= Objective =
Your task is to extract every line from the material below exactly.

= Source excerpt =

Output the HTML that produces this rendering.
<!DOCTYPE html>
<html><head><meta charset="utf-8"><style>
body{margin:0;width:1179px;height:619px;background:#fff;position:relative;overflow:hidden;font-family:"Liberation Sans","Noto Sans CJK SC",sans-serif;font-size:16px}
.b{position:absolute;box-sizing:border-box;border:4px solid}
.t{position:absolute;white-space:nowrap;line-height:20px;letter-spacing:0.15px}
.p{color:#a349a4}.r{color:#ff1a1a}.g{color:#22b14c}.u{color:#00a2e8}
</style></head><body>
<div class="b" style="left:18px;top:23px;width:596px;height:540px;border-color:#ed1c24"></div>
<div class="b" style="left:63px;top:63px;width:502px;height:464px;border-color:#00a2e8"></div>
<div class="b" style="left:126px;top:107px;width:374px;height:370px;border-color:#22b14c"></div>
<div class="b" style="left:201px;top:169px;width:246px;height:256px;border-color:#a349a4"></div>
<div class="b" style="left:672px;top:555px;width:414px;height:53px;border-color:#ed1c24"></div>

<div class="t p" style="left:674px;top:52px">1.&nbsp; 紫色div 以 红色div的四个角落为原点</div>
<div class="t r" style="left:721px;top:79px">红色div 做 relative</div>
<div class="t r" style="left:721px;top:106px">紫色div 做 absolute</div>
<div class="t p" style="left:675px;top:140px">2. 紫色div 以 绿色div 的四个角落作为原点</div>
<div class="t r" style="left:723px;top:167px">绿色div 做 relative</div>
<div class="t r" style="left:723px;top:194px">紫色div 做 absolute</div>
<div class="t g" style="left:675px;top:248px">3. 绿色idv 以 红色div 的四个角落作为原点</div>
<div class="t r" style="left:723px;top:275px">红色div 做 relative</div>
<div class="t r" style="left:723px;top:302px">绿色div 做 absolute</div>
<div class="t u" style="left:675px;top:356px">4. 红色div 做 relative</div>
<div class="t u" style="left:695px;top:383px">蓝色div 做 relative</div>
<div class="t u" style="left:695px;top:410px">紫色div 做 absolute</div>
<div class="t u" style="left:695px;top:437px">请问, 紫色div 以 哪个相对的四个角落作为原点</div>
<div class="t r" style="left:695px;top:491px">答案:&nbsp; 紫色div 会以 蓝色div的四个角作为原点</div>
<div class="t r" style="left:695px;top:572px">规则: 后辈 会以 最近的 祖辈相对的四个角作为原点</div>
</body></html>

= Task response =
Output the HTML that produces this rendering.
<!DOCTYPE html>
<html><head><meta charset="utf-8"><style>
body{margin:0;width:1179px;height:619px;background:#fff;position:relative;overflow:hidden;font-family:"Liberation Sans","Noto Sans CJK SC",sans-serif;font-size:16px}
.b{position:absolute;box-sizing:border-box;border:4px solid}
.t{position:absolute;white-space:nowrap;line-height:20px;letter-spacing:0.15px}
.p{color:#a349a4}.r{color:#ff1a1a}.g{color:#22b14c}.u{color:#00a2e8}
</style></head><body>
<div class="b" style="left:18px;top:23px;width:596px;height:540px;border-color:#ed1c24"></div>
<div class="b" style="left:63px;top:63px;width:502px;height:464px;border-color:#00a2e8"></div>
<div class="b" style="left:126px;top:107px;width:374px;height:370px;border-color:#22b14c"></div>
<div class="b" style="left:201px;top:169px;width:246px;height:256px;border-color:#a349a4"></div>
<div class="b" style="left:672px;top:555px;width:414px;height:53px;border-color:#ed1c24"></div>

<div class="t p" style="left:674px;top:52px">1.&nbsp; 紫色div 以 红色div的四个角落为原点</div>
<div class="t r" style="left:721px;top:79px">红色div 做 relative</div>
<div class="t r" style="left:721px;top:106px">紫色div 做 absolute</div>
<div class="t p" style="left:675px;top:140px">2. 紫色div 以 绿色div 的四个角落作为原点</div>
<div class="t r" style="left:723px;top:167px">绿色div 做 relative</div>
<div class="t r" style="left:723px;top:194px">紫色div 做 absolute</div>
<div class="t g" style="left:675px;top:248px">3. 绿色idv 以 红色div 的四个角落作为原点</div>
<div class="t r" style="left:723px;top:275px">红色div 做 relative</div>
<div class="t r" style="left:723px;top:302px">绿色div 做 absolute</div>
<div class="t u" style="left:675px;top:356px">4. 红色div 做 relative</div>
<div class="t u" style="left:695px;top:383px">蓝色div 做 relative</div>
<div class="t u" style="left:695px;top:410px">紫色div 做 absolute</div>
<div class="t u" style="left:695px;top:437px">请问, 紫色div 以 哪个相对的四个角落作为原点</div>
<div class="t r" style="left:695px;top:491px">答案:&nbsp; 紫色div 会以 蓝色div的四个角作为原点</div>
<div class="t r" style="left:695px;top:572px">规则: 后辈 会以 最近的 祖辈相对的四个角作为原点</div>
</body></html>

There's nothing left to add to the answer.